EXERCISE TASK:
List every line below containing "styles".
begin
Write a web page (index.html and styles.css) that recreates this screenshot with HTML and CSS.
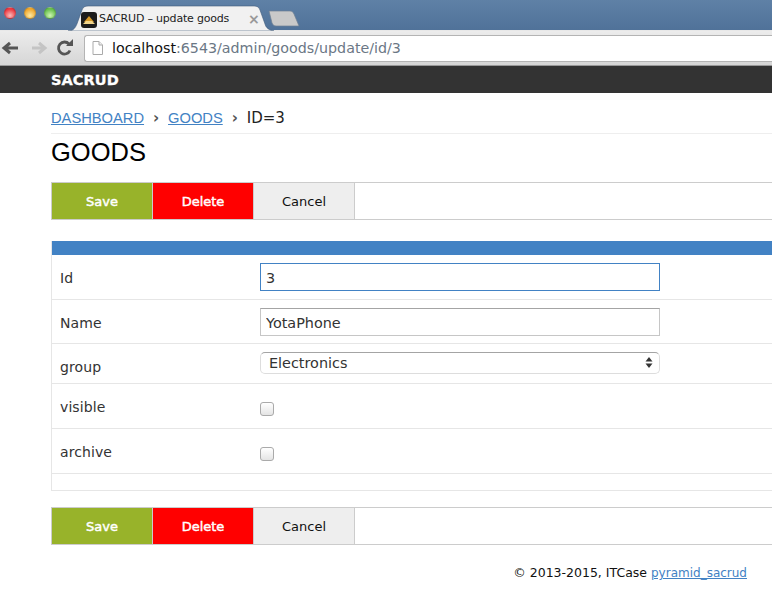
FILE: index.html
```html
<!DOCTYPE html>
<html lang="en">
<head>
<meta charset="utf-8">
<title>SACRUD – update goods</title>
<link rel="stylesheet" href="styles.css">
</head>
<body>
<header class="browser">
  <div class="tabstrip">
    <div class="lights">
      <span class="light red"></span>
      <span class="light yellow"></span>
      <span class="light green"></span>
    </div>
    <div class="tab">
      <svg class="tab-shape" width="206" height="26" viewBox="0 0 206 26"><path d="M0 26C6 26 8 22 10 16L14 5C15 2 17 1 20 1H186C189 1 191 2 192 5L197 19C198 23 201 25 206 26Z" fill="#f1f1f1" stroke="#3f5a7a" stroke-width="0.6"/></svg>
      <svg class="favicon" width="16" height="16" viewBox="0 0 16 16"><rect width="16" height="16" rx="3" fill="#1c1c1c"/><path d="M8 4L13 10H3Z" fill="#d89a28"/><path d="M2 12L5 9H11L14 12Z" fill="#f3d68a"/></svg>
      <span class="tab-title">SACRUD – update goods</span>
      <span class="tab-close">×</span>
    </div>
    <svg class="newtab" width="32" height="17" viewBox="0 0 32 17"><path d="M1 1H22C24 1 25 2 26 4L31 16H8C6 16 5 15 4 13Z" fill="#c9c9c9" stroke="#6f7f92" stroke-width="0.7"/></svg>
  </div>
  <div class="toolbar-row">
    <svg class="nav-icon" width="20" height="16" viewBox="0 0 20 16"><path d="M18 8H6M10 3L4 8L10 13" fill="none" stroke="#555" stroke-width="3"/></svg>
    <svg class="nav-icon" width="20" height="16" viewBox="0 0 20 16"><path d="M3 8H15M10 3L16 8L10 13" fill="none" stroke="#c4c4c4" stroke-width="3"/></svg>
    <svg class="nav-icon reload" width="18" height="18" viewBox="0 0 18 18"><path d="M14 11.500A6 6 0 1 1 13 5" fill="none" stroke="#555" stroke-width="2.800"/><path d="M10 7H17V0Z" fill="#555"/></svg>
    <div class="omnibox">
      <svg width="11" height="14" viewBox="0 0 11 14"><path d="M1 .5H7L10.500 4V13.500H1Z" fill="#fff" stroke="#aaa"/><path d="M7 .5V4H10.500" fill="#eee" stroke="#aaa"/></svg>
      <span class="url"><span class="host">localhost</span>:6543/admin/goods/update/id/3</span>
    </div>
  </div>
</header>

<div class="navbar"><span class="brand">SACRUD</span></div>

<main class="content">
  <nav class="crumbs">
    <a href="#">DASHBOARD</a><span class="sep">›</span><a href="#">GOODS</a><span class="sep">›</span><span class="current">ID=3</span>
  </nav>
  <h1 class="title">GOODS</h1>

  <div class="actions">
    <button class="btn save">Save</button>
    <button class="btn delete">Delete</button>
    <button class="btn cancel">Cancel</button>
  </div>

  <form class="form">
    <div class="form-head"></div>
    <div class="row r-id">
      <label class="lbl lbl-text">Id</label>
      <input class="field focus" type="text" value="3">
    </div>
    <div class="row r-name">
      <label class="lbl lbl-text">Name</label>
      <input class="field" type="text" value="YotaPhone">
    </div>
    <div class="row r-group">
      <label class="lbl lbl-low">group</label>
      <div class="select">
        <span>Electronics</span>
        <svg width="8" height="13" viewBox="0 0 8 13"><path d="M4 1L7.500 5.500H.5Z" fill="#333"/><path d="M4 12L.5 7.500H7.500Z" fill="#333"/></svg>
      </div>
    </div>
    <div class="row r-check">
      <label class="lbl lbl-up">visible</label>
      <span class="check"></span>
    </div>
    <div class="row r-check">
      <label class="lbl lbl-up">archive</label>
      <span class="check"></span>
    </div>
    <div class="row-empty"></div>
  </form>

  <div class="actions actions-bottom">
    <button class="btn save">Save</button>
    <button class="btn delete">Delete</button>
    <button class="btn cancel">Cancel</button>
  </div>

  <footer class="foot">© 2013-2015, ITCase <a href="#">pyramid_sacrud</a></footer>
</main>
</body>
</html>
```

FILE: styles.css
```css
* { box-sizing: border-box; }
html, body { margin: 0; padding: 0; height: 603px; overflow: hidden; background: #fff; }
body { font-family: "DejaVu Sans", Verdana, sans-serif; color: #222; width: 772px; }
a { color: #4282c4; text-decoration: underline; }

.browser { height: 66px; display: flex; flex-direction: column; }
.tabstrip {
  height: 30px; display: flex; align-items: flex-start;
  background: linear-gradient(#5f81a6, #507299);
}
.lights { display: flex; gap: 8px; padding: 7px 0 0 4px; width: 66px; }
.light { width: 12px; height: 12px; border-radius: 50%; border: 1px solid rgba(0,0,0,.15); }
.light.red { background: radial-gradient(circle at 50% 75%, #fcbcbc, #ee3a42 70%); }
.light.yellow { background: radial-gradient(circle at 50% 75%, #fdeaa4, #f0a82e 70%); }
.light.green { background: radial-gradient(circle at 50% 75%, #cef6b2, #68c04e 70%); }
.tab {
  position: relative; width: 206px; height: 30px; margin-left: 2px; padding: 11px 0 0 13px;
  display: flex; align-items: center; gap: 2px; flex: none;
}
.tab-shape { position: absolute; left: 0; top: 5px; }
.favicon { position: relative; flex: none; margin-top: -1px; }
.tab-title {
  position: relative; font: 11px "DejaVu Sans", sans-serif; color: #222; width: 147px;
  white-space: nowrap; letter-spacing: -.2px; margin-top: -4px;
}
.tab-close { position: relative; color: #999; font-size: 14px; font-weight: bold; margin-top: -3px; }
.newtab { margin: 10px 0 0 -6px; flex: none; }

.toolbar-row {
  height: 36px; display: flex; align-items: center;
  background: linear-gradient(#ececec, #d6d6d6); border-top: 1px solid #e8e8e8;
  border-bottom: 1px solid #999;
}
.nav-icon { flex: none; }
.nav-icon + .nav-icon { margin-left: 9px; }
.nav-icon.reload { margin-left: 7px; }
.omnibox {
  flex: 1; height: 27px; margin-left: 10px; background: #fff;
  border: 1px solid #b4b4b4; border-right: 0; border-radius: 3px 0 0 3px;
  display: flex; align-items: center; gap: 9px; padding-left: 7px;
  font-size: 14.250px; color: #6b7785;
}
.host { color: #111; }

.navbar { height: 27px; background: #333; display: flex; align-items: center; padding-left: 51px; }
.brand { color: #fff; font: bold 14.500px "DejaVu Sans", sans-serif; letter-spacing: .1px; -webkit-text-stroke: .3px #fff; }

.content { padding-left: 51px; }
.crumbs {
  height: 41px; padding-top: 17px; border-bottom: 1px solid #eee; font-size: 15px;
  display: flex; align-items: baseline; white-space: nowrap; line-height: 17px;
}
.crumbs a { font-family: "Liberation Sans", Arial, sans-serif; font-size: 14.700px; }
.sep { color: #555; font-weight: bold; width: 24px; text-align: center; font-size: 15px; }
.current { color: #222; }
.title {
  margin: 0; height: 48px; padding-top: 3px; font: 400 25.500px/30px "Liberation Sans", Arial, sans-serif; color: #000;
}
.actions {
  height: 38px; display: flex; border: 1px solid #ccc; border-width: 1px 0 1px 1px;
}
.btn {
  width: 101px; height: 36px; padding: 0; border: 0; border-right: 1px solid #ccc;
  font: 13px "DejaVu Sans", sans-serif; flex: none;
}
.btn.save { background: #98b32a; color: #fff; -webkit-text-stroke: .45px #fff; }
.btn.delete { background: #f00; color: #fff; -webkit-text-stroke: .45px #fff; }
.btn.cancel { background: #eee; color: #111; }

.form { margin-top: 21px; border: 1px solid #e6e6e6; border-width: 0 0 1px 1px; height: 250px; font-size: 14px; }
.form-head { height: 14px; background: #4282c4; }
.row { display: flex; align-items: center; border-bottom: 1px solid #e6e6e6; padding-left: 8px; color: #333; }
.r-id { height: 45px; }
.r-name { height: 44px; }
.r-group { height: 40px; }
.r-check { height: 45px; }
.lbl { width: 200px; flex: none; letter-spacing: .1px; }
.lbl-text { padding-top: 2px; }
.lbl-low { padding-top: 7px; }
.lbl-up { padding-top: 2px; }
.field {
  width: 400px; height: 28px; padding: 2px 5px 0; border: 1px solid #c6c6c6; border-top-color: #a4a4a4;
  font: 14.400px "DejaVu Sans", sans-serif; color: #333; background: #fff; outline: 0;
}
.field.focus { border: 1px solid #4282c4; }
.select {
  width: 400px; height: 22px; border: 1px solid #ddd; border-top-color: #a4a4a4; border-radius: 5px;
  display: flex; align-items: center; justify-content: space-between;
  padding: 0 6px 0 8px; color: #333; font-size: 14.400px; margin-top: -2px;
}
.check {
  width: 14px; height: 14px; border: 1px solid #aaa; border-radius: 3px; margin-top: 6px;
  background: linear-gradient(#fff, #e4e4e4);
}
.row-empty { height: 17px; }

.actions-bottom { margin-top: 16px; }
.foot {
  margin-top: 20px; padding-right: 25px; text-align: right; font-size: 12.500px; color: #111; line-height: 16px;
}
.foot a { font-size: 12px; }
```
end
TASK RESPONSE:
Write a web page (index.html and styles.css) that recreates this screenshot with HTML and CSS.
<link rel="stylesheet" href="styles.css">
FILE: styles.css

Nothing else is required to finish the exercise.